The selling point you hear about most is micro-transactions. This one doesn’t excite me too much, but it’s the one that the Lightning Network people mention most. “Starbucks” is the cliche example, but what else does a typical person repetitively spend petty cash on frequently enough to justify setting up a channel? The grocery store, rent or mortgage, the gas station, car-payments; I’m racking my brain to think of anything else I spend money on that isn’t a one-off and none of my regular payees take Bitcoin. Lightning apparently does a fantastic job with micro-transactions. The question is, is it a solution without a problem?
The Real Question
A more important question is, will the usefulness of the Lightning Network justify having to keep your Bitcoin tied up in channels?
The last item above points at the crux of what’s confusing, not about Lightning, but about Bitcoin itself or any similar digital currency (this does not apply to Ripple, for instance, which is not a currency in the same sense.)
If a general purpose payment system made you lock up real money that way, it would probably be a show stopper, but Bitcoin isn’t money. “Huh?!” I hear you say, ” I thought you said it was cash?” Yes, it’s cash, but it’s not really money. Read on.
The confusion for a lot of people is that currency and money are not the same things. Currency—cash—is a special case of money and actually amounts to only a small fraction of the world’s total money. The majority of money exists in more vaporous forms such as debt, floats, deposits in banks, money banks don’t have, but may lend anyway, etc. Bitcoin is currency but not full-blown money because, unlike dollar-denominated currency, you can’t deposit it at interest in a money market fund, a CD, or put it in the stock-market, so that it can earn more money.
People get confused by this because they see profits getting made by holding Bitcoin. Yes, but those profits are changes in the dollar value of coins, not coins begetting more coins. It’s not that way with dollars. Like Bitcoins, they can just sit there under your mattress, but if you put them in the stock market or the bank, your dollars can make more dollars. Bitcoins can’t do that. Thus, dollars are money that may or may not be in the form of currency at any given moment. Bitcoin is always currency.

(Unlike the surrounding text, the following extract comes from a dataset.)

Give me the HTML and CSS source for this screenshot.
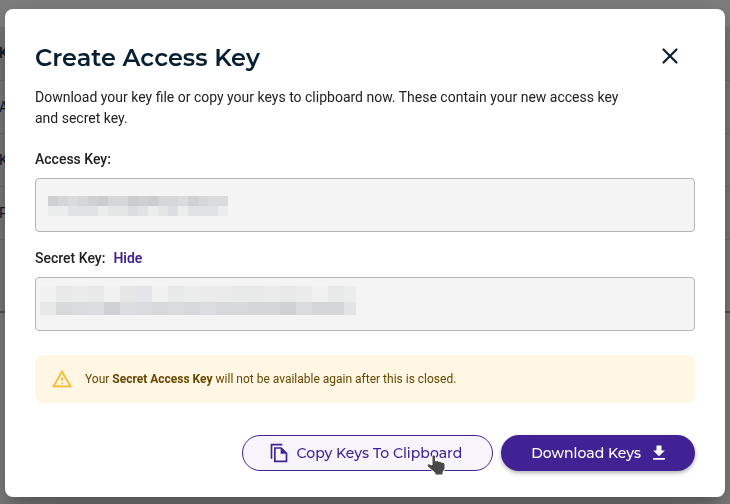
FILE: index.html
```
<!DOCTYPE html>
<html lang="en">
<head>
	<meta charset="utf-8">
	<title>Create Access Key</title>
	<link rel="stylesheet" href="styles.css">
</head>
<body>
	<div class="key-list">
		<div class="key-row key-head">K</div>
		<div class="key-row">A</div>
		<div class="key-row">K</div>
		<div class="key-row">P</div>
		<div class="key-footer"></div>
	</div>
	<div class="overlay">
		<div class="dialog" role="dialog" aria-labelledby="dialog-title">
			<div class="dialog-header">
				<h1 class="dialog-title" id="dialog-title">Create Access Key</h1>
				<button class="close-button" type="button" aria-label="Close">
					<svg width="18" height="18" viewBox="0 0 18 18"><path d="M2.500 2.500 15.500 15.500M15.500 2.500 2.500 15.500" fill="none" stroke="#081f32" stroke-width="2.200" stroke-linecap="round"/></svg>
				</button>
			</div>
			<p class="description">Download your key file or copy your keys to clipboard now. These contain your new access key and secret key.</p>

			<div class="field-label"><label for="access-key">Access Key:</label></div>
			<div class="field">
				<input class="field-input" id="access-key" type="text" readonly>
				<svg class="mask mask-access" width="180" height="20" viewBox="0 0 18 2" preserveAspectRatio="none" shape-rendering="crispEdges">
					<path fill="#d5d6d8" d="M0 0h18v1H0z"/>
					<path fill="#cfd0d2" d="M0 0h1v1H0zM4 0h1v1H4zM9 0h1v1H9zM14 0h1v1h-1z"/>
					<path fill="#cbccce" d="M5 0h1v1H5zM8 0h1v1H8zM10 0h1v1h-1z"/>
					<path fill="#dadbdd" d="M2 0h1v1H2zM13 0h1v1h-1zM16 0h2v1h-2z"/>
					<path fill="#e1e2e4" d="M0 1h18v1H0z"/>
					<path fill="#ebeded" d="M0 1h2v1H0zM5 1h1v1H5zM10 1h1v1h-1zM13 1h1v1h-1zM17 1h1v1h-1z"/>
					<path fill="#e4e6e5" d="M6 1h2v1H6zM11 1h1v1h-1z"/>
					<path fill="#dcdde0" d="M8 1h1v1H8zM12 1h1v1h-1z"/>
				</svg>
			</div>

			<div class="field-label"><label for="secret-key">Secret Key:</label><a class="toggle-link" href="#">Hide</a></div>
			<div class="field">
				<input class="field-input" id="secret-key" type="text" readonly>
				<svg class="mask mask-secret" width="316" height="29" viewBox="0 0 316 29" shape-rendering="crispEdges">
					<path fill="#ebebeb" d="M0 0h316v16H0z"/>
					<path fill="#f1f1f1" d="M0 0h16v16H0zM64 0h16v16H64zM112 0h16v16h-16zM272 0h16v16h-16z"/>
					<path fill="#e8eae9" d="M16 0h16v16H16zM48 0h16v16H48zM128 0h16v16h-16zM192 0h32v16h-32zM240 0h16v16h-16zM288 0h16v16h-16z"/>
					<path fill="#e6e6e7" d="M80 0h16v16H80z"/>
					<path fill="#e4e5e8" d="M96 0h16v16H96z"/>
					<path fill="#ebedec" d="M144 0h16v16h-16zM304 0h12v16h-12z"/>
					<path fill="#d7d8da" d="M0 16h316v13H0z"/>
					<path fill="#e6e8e7" d="M0 16h16v13H0z"/>
					<path fill="#dcdde0" d="M48 16h16v13H48zM80 16h16v13H80zM160 16h16v13h-16z"/>
					<path fill="#dadbdd" d="M32 16h16v13H32zM96 16h16v13H96zM128 16h16v13h-16zM256 16h16v13h-16z"/>
					<path fill="#d0d1d3" d="M64 16h16v13H64zM240 16h16v13h-16z"/>
					<path fill="#d4d5d7" d="M208 16h32v13h-32zM272 16h32v13h-32z"/>
					<path fill="#e2e3e5" d="M304 16h12v13h-12z"/>
				</svg>
			</div>

			<div class="warning" role="alert">
				<svg width="22" height="22" viewBox="0 0 24 24" fill="#fdbb2d"><path d="M12 5.990 19.530 19H4.470L12 5.990M12 2 1 21h22L12 2zm1 14h-2v2h2v-2zm0-6h-2v4h2v-4z"/></svg>
				<span>Your <strong>Secret Access Key</strong> will not be available again after this is closed.</span>
			</div>

			<div class="actions">
				<button class="button button-outline" type="button">
					<svg width="20" height="20" viewBox="0 0 24 24" fill="#412294"><path d="M16 1H2v18h2V3h12V1zm-1 4H6v18h16V12l-7-7zM8 21V7h6v6h6v8H8z"/></svg>
					Copy Keys To Clipboard
					<svg class="cursor" width="22" height="24" viewBox="0 0 22 24"><path d="M7 3.500C7 1.500 10 1.500 10.500 3.500V8l2-.5 1 1 2-.5 1 1.500 2-.5L20 11v5l-2 3v3h-8v-2l-7-6c-1.500-1.500-.5-3.500 1.500-3L7 12z" fill="#484848" stroke="#fff" stroke-width="1"/></svg>
				</button>
				<button class="button button-primary" type="button">
					Download Keys
					<svg width="20" height="20" viewBox="0 0 24 24" fill="#fff"><path d="M19 9h-4V3H9v6H5l7 7 7-7zM5 18v2h14v-2H5z"/></svg>
				</button>
			</div>
		</div>
	</div>
</body>
</html>
```

FILE: styles.css
```
* {
	box-sizing: border-box;
}
body {
	margin: 0;
	min-height: 100vh;
	background-color: #fff;
	color: #212121;
	font-family: Roboto, "Liberation Sans", sans-serif;
	font-size: 14px;
	overflow: hidden;
}
.key-list {
	padding-top: 27px;
}
.key-row {
	height: 53px;
	border-bottom: 1px solid #d8d8d8;
	background-color: #f7f7f7;
	color: #06325c;
	font-size: 14px;
	line-height: 53px;
	text-indent: -1px;
}
.key-head {
	height: 54px;
	background-color: #eee;
	font-weight: 500;
}
.key-footer {
	height: 73px;
	border-bottom: 2px solid #aaa;
	background-color: #f7f7f7;
}
.overlay {
	position: fixed;
	inset: 0;
	padding: 9px 5px;
	background-color: rgba(0, 0, 0, 0.5);
}
.dialog {
	max-width: 720px;
	margin: 0 auto;
	padding: 30px 30px 26px;
	border-radius: 8px;
	background-color: #fff;
	box-shadow: 0 11px 15px -7px rgba(0, 0, 0, 0.2), 0 24px 38px 3px rgba(0, 0, 0, 0.14), 0 9px 46px 8px rgba(0, 0, 0, 0.12);
}
.dialog-header {
	display: flex;
	align-items: flex-start;
	justify-content: space-between;
}
.dialog-title {
	margin: 0;
	color: #081f32;
	font-family: Montserrat, Inter, sans-serif;
	font-size: 24px;
	font-weight: 600;
	line-height: 38px;
}
.close-button {
	display: flex;
	padding: 8px 16px;
	border: 0;
	background: none;
}
.description {
	margin: 10px 0 20px;
	padding-right: 60px;
	line-height: 21px;
}
.field-label {
	display: flex;
	gap: 8px;
	font-weight: 500;
	line-height: 20px;
}
.toggle-link {
	color: #412294;
	font-weight: 600;
	text-decoration: none;
}
.field {
	position: relative;
	margin: 9px 0 16px;
}
.field-input {
	display: block;
	width: 100%;
	height: 54px;
	padding: 0 12px;
	border: 1px solid #b5b5b5;
	border-radius: 4px;
	background-color: #f4f4f4;
	font: inherit;
}
.mask {
	position: absolute;
}
.mask-access {
	top: 18px;
	left: 13px;
}
.mask-secret {
	top: 9px;
	left: 5px;
}
.warning {
	display: flex;
	align-items: center;
	gap: 12px;
	min-height: 48px;
	margin-top: 24px;
	padding: 0 16px;
	border-radius: 8px;
	background-color: #fff6e3;
	color: #664600;
	font-size: 12px;
	line-height: 16px;
}
.actions {
	display: flex;
	justify-content: flex-end;
	gap: 8px;
	margin-top: 32px;
}
.button {
	position: relative;
	display: flex;
	align-items: center;
	gap: 8px;
	height: 36px;
	border: 0;
	border-radius: 18px;
	font-family: Montserrat, Inter, sans-serif;
	font-size: 14px;
	font-weight: 500;
	white-space: nowrap;
}
.button-outline {
	padding: 0 30px 0 26px;
	border: 1px solid #412294;
	background-color: #f7f5fb;
	color: #412294;
}
.button-primary {
	padding: 0 26px 0 30px;
	background-color: #412294;
	color: #fff;
	box-shadow: 0 2px 4px rgba(0, 0, 0, 0.3);
}
.cursor {
	position: absolute;
	top: 17px;
	right: 45px;
}
```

Bottom line: Does Lightning Make Sense?
From the perspective of the individual holder, the point is that Bitcoins can’t be invested in the stock market or put in the bank for interest, so if you “tie them up” in a Lightning Network channel you aren’t actually forgoing profits that you might have made otherwise, so long as they remain similarly accessible. The purchasing power of the Bitcoins in your channels is the same as the Bitcoins on your USB drive, and any value change is reflected in the prices you pay when you spend them, not a change in how many you have.

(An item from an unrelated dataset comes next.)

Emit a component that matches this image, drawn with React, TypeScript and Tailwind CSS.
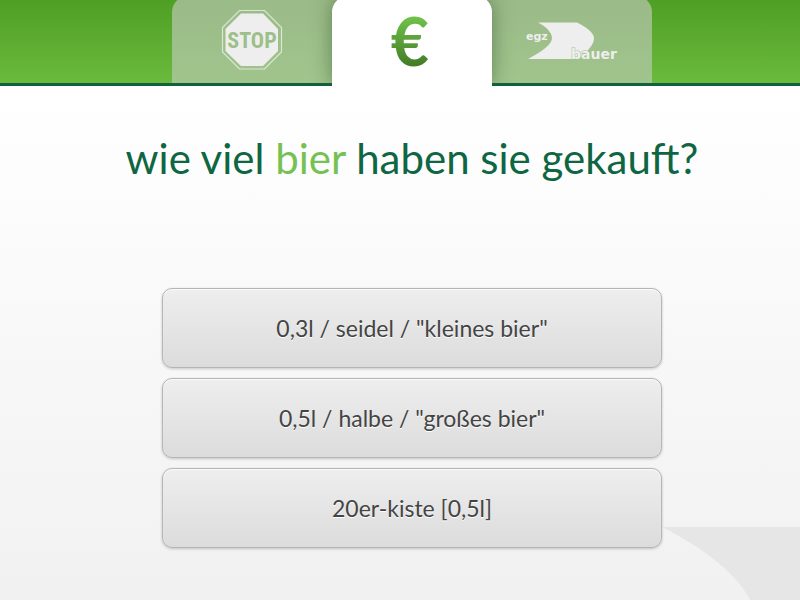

By owning Bitcoins at all, you’ve already accepted the risk that their value will fall while you own them; there is no reason to think that Lightning adds any additional risk, and it may even reduce one’s risk because it means the holder can execute transactions to convert coins to dollars, rupees, or old masters faster in the event of looming Bitcoin market-price troubles.
So the catch I mentioned at the beginning might not be a catch at all, especially if you can use Lightning to reduce the overhead of gambling on the exchanges, which is mostly what Bitcoin is used for at the moment. It’s not clear yet, at least to me, whether this will be the case, but it seems like it should be because dollars are no different from any other commodity as far as Bitcoin transactions are concerned. But take this with a grain of salt because there may be some impediment to their use on exchanges that I have not thought of.
From the perspective of an individual, it seems to be all good.
From the point of view of Bitcoin as a whole, Lightning Network makes a ton of sense. The overhead of confirming transactions is now all but unsupportable and is an increasingly a severe impediment to wider adoption. Lightning seems to mitigate this and increase usability. For Bitcoin as a whole, it’s probably either onward and upward or bust, so adoption of the Lightning Network or something like it is a matter of do-or-die. A new lease on life.
The final perspective, that of the numberless hoard of new investors coming in, is the problematic one.
In my opinion, Bitcoin, however fascinating it may be as technology and cryptography, looks like a bubble, and it will go hard on anyone still holding them when the air goes out.
If that seems too grim, reflect that Bitcoin as a whole is a zero-sum game. Beyond the hard core of cryptographers, computer scientists, and people with an ideological interest, the mass appeal is about getting rich. The trouble is simple math. For today’s investors to get rich, tomorrows investors must be proportionately more numerous. That dynamic requires an ongoing geometric increase in the number of new investors. Geometric increases generally can’t go on for long.
For this reason, a pessimist would say that the success of the Lightning Network, an extraordinarily powerful idea, in some ways more elegant than Bitcoin itself, would be a very bad thing if its success merely delays the bubble-popping that today seems inevitable. Today’s holders would have more time to get out winners, but at the expense of many more losers later on.
But that may be too grim. Bubbles must end, but the optimist would claim that they don’t necessarily have to pop. They can also deflate.
The Lightning Network could conceivably turn out to be a miraculous loophole if it can get Bitcoin out of the realm of speculation and let it finally become a bonafide currency for quotidian use. In that scenario, the owners of coins would no longer be “investors” but people who actually want to spend them. The coins held for speculation today would benignly migrate into actual use as currency and tens of thousands of people could keep their retirement funds.
I don’t think anyone can make the final call yet. It will be an interesting year coming up.